● EXERCISE DIRECTIONS: Reproduce each of the lines word for word.

● SUPPLIED INFORMATION:
■ ■ ■ ■ ■
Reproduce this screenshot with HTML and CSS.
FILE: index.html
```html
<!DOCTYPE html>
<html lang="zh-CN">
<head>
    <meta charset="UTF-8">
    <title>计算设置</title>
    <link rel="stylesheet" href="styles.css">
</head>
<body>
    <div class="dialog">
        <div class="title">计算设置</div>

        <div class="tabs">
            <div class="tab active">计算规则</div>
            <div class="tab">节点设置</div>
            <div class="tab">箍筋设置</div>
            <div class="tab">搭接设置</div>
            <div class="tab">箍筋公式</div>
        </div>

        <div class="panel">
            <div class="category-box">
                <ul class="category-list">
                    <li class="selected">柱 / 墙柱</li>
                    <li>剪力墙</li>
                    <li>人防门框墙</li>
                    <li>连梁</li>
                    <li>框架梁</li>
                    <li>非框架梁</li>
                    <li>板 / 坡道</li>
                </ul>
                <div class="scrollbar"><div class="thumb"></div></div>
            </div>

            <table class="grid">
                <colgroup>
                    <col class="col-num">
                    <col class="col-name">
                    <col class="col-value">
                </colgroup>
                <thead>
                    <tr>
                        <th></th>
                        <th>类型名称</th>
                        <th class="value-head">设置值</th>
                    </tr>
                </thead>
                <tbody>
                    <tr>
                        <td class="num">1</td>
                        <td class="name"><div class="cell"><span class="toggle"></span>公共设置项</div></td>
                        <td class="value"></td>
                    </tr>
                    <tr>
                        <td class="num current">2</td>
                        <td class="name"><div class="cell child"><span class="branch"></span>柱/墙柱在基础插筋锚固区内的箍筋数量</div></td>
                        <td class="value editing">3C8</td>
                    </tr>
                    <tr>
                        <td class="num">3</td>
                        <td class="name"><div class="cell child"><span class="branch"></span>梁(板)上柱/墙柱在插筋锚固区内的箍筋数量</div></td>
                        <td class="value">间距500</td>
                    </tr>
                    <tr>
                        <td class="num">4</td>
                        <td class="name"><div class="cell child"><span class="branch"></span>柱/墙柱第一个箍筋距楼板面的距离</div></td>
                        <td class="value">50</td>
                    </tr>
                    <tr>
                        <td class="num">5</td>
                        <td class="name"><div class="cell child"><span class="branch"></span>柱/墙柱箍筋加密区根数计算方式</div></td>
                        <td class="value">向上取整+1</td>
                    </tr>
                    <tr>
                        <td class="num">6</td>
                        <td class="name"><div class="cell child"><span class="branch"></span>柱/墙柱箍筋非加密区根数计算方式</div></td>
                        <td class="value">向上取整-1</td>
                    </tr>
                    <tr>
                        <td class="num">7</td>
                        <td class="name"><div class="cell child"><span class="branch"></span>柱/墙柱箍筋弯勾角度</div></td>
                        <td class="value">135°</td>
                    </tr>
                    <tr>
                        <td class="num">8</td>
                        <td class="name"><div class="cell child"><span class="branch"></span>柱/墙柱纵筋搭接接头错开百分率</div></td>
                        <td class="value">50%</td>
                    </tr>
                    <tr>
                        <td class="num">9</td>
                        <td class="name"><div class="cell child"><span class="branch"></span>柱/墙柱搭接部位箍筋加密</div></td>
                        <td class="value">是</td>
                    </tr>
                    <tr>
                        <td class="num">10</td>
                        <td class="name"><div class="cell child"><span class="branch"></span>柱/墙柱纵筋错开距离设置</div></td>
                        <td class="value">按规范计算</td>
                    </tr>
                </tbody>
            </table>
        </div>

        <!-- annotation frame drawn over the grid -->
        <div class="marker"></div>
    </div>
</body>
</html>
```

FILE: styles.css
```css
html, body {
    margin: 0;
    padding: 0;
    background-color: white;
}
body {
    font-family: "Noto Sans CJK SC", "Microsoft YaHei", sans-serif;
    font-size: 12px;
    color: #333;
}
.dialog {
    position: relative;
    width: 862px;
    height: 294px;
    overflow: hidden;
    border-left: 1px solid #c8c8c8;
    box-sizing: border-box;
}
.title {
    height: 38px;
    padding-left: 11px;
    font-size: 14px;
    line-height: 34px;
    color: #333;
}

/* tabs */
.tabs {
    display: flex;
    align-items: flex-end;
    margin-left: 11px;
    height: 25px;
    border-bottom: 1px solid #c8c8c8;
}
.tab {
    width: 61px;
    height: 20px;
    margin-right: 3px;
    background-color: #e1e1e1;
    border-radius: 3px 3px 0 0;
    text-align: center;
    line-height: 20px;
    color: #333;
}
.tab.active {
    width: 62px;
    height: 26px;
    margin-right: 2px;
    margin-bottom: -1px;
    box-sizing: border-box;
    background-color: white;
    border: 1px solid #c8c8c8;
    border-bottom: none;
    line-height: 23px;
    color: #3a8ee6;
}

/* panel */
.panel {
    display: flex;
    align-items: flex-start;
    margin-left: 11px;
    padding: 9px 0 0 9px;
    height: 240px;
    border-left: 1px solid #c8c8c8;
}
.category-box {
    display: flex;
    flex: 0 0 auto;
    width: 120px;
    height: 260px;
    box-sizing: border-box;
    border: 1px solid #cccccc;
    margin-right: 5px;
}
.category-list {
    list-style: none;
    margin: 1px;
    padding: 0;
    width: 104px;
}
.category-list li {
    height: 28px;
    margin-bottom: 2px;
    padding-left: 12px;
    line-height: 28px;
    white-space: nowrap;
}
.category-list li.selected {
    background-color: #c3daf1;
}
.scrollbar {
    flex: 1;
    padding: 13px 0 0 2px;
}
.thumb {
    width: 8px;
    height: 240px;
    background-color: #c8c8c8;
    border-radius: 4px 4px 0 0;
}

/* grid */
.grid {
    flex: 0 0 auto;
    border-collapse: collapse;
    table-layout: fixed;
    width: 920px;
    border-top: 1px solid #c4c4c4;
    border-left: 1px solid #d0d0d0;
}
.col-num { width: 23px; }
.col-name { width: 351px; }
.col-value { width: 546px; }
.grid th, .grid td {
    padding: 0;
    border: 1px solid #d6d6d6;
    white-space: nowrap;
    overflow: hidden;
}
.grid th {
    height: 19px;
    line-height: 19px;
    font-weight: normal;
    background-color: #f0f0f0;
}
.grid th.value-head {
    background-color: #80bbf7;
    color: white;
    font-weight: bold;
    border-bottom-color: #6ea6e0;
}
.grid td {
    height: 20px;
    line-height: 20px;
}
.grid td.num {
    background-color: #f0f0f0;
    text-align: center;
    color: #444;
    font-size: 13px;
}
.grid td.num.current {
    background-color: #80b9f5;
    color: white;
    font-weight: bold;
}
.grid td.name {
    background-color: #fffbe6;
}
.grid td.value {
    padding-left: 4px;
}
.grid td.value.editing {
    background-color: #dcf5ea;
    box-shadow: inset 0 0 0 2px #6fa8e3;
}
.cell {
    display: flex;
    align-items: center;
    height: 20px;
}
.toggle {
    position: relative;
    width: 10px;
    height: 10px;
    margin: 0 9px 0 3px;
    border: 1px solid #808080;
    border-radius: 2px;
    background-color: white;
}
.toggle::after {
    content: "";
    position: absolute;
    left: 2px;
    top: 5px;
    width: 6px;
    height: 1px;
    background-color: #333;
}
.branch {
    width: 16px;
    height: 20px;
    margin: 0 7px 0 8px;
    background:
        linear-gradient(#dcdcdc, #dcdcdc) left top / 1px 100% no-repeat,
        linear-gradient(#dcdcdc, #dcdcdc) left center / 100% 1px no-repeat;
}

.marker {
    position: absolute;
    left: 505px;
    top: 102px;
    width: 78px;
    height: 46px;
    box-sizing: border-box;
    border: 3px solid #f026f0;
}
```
■ ■ ■ ■ ■
● SOLUTION FOR THIS PROBLEM:
Reproduce this screenshot with HTML and CSS.
FILE: index.html
```html
<!DOCTYPE html>
<html lang="zh-CN">
<head>
    <meta charset="UTF-8">
    <title>计算设置</title>
    <link rel="stylesheet" href="styles.css">
</head>
<body>
    <div class="dialog">
        <div class="title">计算设置</div>

        <div class="tabs">
            <div class="tab active">计算规则</div>
            <div class="tab">节点设置</div>
            <div class="tab">箍筋设置</div>
            <div class="tab">搭接设置</div>
            <div class="tab">箍筋公式</div>
        </div>

        <div class="panel">
            <div class="category-box">
                <ul class="category-list">
                    <li class="selected">柱 / 墙柱</li>
                    <li>剪力墙</li>
                    <li>人防门框墙</li>
                    <li>连梁</li>
                    <li>框架梁</li>
                    <li>非框架梁</li>
                    <li>板 / 坡道</li>
                </ul>
                <div class="scrollbar"><div class="thumb"></div></div>
            </div>

            <table class="grid">
                <colgroup>
                    <col class="col-num">
                    <col class="col-name">
                    <col class="col-value">
                </colgroup>
                <thead>
                    <tr>
                        <th></th>
                        <th>类型名称</th>
                        <th class="value-head">设置值</th>
                    </tr>
                </thead>
                <tbody>
                    <tr>
                        <td class="num">1</td>
                        <td class="name"><div class="cell"><span class="toggle"></span>公共设置项</div></td>
                        <td class="value"></td>
                    </tr>
                    <tr>
                        <td class="num current">2</td>
                        <td class="name"><div class="cell child"><span class="branch"></span>柱/墙柱在基础插筋锚固区内的箍筋数量</div></td>
                        <td class="value editing">3C8</td>
                    </tr>
                    <tr>
                        <td class="num">3</td>
                        <td class="name"><div class="cell child"><span class="branch"></span>梁(板)上柱/墙柱在插筋锚固区内的箍筋数量</div></td>
                        <td class="value">间距500</td>
                    </tr>
                    <tr>
                        <td class="num">4</td>
                        <td class="name"><div class="cell child"><span class="branch"></span>柱/墙柱第一个箍筋距楼板面的距离</div></td>
                        <td class="value">50</td>
                    </tr>
                    <tr>
                        <td class="num">5</td>
                        <td class="name"><div class="cell child"><span class="branch"></span>柱/墙柱箍筋加密区根数计算方式</div></td>
                        <td class="value">向上取整+1</td>
                    </tr>
                    <tr>
                        <td class="num">6</td>
                        <td class="name"><div class="cell child"><span class="branch"></span>柱/墙柱箍筋非加密区根数计算方式</div></td>
                        <td class="value">向上取整-1</td>
                    </tr>
                    <tr>
                        <td class="num">7</td>
                        <td class="name"><div class="cell child"><span class="branch"></span>柱/墙柱箍筋弯勾角度</div></td>
                        <td class="value">135°</td>
                    </tr>
                    <tr>
                        <td class="num">8</td>
                        <td class="name"><div class="cell child"><span class="branch"></span>柱/墙柱纵筋搭接接头错开百分率</div></td>
                        <td class="value">50%</td>
                    </tr>
                    <tr>
                        <td class="num">9</td>
                        <td class="name"><div class="cell child"><span class="branch"></span>柱/墙柱搭接部位箍筋加密</div></td>
                        <td class="value">是</td>
                    </tr>
                    <tr>
                        <td class="num">10</td>
                        <td class="name"><div class="cell child"><span class="branch"></span>柱/墙柱纵筋错开距离设置</div></td>
                        <td class="value">按规范计算</td>
                    </tr>
                </tbody>
            </table>
        </div>

        <!-- annotation frame drawn over the grid -->
        <div class="marker"></div>
    </div>
</body>
</html>
```

FILE: styles.css
```css
html, body {
    margin: 0;
    padding: 0;
    background-color: white;
}
body {
    font-family: "Noto Sans CJK SC", "Microsoft YaHei", sans-serif;
    font-size: 12px;
    color: #333;
}
.dialog {
    position: relative;
    width: 862px;
    height: 294px;
    overflow: hidden;
    border-left: 1px solid #c8c8c8;
    box-sizing: border-box;
}
.title {
    height: 38px;
    padding-left: 11px;
    font-size: 14px;
    line-height: 34px;
    color: #333;
}

/* tabs */
.tabs {
    display: flex;
    align-items: flex-end;
    margin-left: 11px;
    height: 25px;
    border-bottom: 1px solid #c8c8c8;
}
.tab {
    width: 61px;
    height: 20px;
    margin-right: 3px;
    background-color: #e1e1e1;
    border-radius: 3px 3px 0 0;
    text-align: center;
    line-height: 20px;
    color: #333;
}
.tab.active {
    width: 62px;
    height: 26px;
    margin-right: 2px;
    margin-bottom: -1px;
    box-sizing: border-box;
    background-color: white;
    border: 1px solid #c8c8c8;
    border-bottom: none;
    line-height: 23px;
    color: #3a8ee6;
}

/* panel */
.panel {
    display: flex;
    align-items: flex-start;
    margin-left: 11px;
    padding: 9px 0 0 9px;
    height: 240px;
    border-left: 1px solid #c8c8c8;
}
.category-box {
    display: flex;
    flex: 0 0 auto;
    width: 120px;
    height: 260px;
    box-sizing: border-box;
    border: 1px solid #cccccc;
    margin-right: 5px;
}
.category-list {
    list-style: none;
    margin: 1px;
    padding: 0;
    width: 104px;
}
.category-list li {
    height: 28px;
    margin-bottom: 2px;
    padding-left: 12px;
    line-height: 28px;
    white-space: nowrap;
}
.category-list li.selected {
    background-color: #c3daf1;
}
.scrollbar {
    flex: 1;
    padding: 13px 0 0 2px;
}
.thumb {
    width: 8px;
    height: 240px;
    background-color: #c8c8c8;
    border-radius: 4px 4px 0 0;
}

/* grid */
.grid {
    flex: 0 0 auto;
    border-collapse: collapse;
    table-layout: fixed;
    width: 920px;
    border-top: 1px solid #c4c4c4;
    border-left: 1px solid #d0d0d0;
}
.col-num { width: 23px; }
.col-name { width: 351px; }
.col-value { width: 546px; }
.grid th, .grid td {
    padding: 0;
    border: 1px solid #d6d6d6;
    white-space: nowrap;
    overflow: hidden;
}
.grid th {
    height: 19px;
    line-height: 19px;
    font-weight: normal;
    background-color: #f0f0f0;
}
.grid th.value-head {
    background-color: #80bbf7;
    color: white;
    font-weight: bold;
    border-bottom-color: #6ea6e0;
}
.grid td {
    height: 20px;
    line-height: 20px;
}
.grid td.num {
    background-color: #f0f0f0;
    text-align: center;
    color: #444;
    font-size: 13px;
}
.grid td.num.current {
    background-color: #80b9f5;
    color: white;
    font-weight: bold;
}
.grid td.name {
    background-color: #fffbe6;
}
.grid td.value {
    padding-left: 4px;
}
.grid td.value.editing {
    background-color: #dcf5ea;
    box-shadow: inset 0 0 0 2px #6fa8e3;
}
.cell {
    display: flex;
    align-items: center;
    height: 20px;
}
.toggle {
    position: relative;
    width: 10px;
    height: 10px;
    margin: 0 9px 0 3px;
    border: 1px solid #808080;
    border-radius: 2px;
    background-color: white;
}
.toggle::after {
    content: "";
    position: absolute;
    left: 2px;
    top: 5px;
    width: 6px;
    height: 1px;
    background-color: #333;
}
.branch {
    width: 16px;
    height: 20px;
    margin: 0 7px 0 8px;
    background:
        linear-gradient(#dcdcdc, #dcdcdc) left top / 1px 100% no-repeat,
        linear-gradient(#dcdcdc, #dcdcdc) left center / 100% 1px no-repeat;
}

.marker {
    position: absolute;
    left: 505px;
    top: 102px;
    width: 78px;
    height: 46px;
    box-sizing: border-box;
    border: 3px solid #f026f0;
}
```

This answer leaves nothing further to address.